Suited Elephant don’t take on the uncomfortable contradictions of the element that is said to largely finance and power the development of the internet, namely pornography, but their conversations with a group of people with varying attitudes to pornography, reproduced on stage, encourage us to examine parts of our psyches we might not otherwise wish to.

‘I don’t have a designer vagina’ announces one of the actors early on in Suited Elephant’s largely verbatim production, although this brush with reality isn’t fully explored – interesting, incidentally how some statements can take on other meanings in certain contexts – and if there’s a cavil to be had, it lies in what ‘P.O.V.’ chooses to talk about and what is left out.

One suspects that swathes of our population are now more aware of pornography because it is easily and anonymously accessible.
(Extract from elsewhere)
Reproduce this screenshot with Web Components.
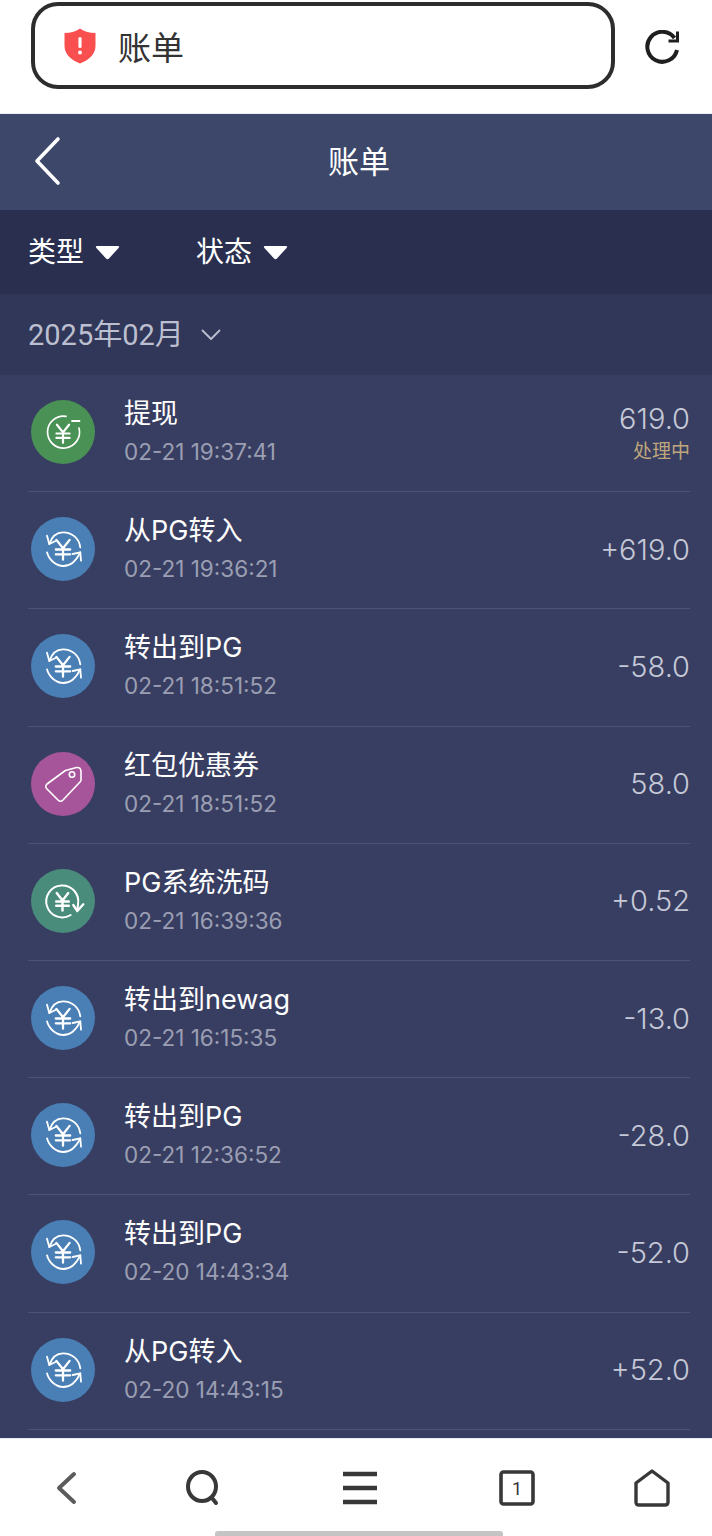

Although we are listening to the reactions and reflections of consumers, the realities of production are something Suited Elephant have, perhaps wisely, chosen not to discuss.

This makes for an interesting silence, since it reflects the silence we mostly fall into when sex becomes a topic. Readily available pornography can and does alter perception and expectation, yet pornographic art has been with us from antiquity, from the Sheila-na-Gigs of Ireland to the Greek-influenced erotic sculpture of Classical India, and features in Islamic art as much as Western or Japanese.

Often met with the averted gaze or embarrassed silence, pornography in one form or another is perhaps no more than one means of dealing with our necessarily divergent responses to the terrifying reality of sex. If Suited Elephant can elicit such responses from one jaded reviewer, one can but hope their future audiences find plenty to talk about.